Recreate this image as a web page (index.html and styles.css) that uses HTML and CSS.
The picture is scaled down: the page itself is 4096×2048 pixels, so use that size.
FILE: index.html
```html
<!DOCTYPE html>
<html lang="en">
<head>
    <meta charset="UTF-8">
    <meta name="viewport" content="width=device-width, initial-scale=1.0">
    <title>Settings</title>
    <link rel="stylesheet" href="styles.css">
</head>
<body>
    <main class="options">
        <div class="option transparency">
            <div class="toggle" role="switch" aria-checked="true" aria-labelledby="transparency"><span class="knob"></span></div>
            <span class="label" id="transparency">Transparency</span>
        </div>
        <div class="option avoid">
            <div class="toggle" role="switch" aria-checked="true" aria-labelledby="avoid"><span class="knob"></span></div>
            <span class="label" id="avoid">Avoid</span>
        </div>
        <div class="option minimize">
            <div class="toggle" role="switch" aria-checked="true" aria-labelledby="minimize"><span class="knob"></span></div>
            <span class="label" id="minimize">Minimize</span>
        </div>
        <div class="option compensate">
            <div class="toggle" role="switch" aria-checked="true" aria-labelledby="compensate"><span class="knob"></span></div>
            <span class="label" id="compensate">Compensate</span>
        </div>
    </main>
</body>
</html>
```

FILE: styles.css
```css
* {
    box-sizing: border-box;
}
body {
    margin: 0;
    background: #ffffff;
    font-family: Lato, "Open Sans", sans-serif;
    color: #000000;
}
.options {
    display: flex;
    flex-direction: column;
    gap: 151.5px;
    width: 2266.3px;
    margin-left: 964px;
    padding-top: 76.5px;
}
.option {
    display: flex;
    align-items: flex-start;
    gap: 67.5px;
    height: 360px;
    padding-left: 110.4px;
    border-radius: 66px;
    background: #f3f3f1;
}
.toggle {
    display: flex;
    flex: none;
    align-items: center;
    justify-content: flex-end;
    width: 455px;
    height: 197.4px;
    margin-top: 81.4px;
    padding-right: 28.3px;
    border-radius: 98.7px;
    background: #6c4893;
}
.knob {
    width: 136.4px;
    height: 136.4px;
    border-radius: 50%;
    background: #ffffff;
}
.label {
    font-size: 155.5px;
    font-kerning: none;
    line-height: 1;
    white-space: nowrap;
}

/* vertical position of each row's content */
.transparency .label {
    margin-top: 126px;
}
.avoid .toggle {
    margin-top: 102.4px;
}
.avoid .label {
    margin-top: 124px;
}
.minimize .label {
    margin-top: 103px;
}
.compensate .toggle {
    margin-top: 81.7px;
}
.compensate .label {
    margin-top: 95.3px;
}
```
==
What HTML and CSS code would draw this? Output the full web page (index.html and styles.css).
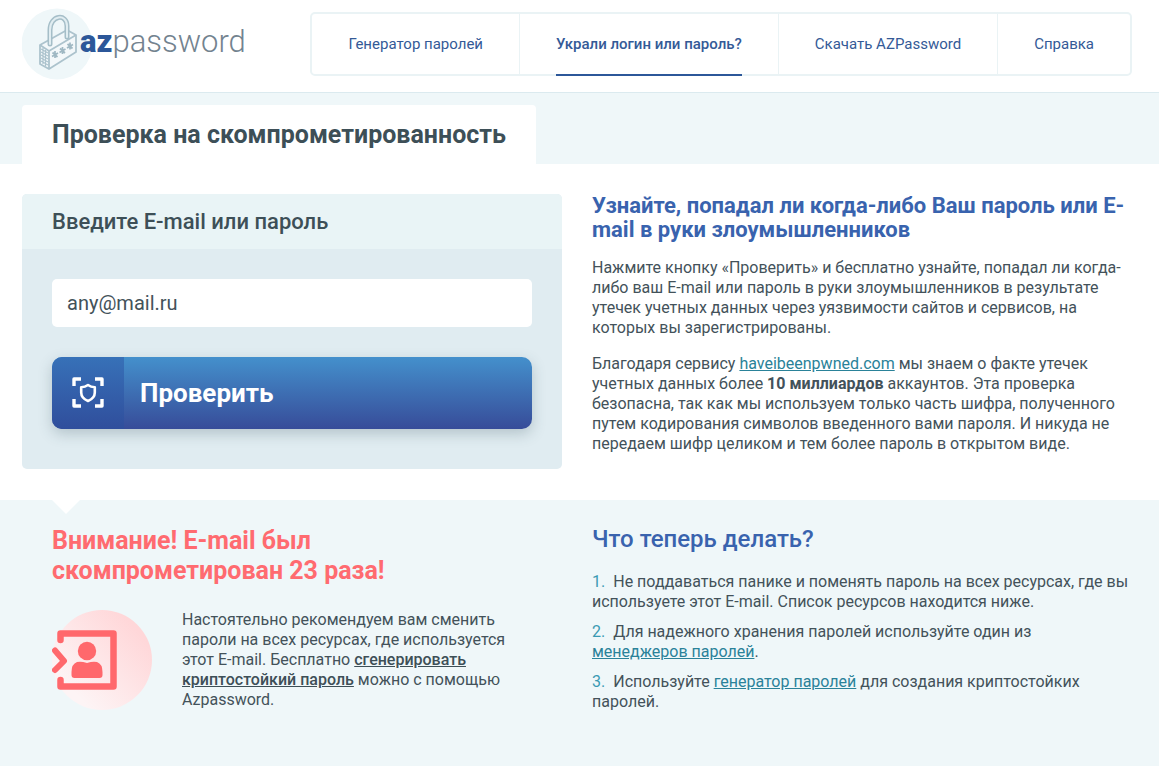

**Task goal**
Check each line above for the word "that", and copy the lines where it appears.

**Solution to this task**
Recreate this image as a web page (index.html and styles.css) that uses HTML and CSS.
The picture is scaled down: the page itself is 4096×2048 pixels, so use that size.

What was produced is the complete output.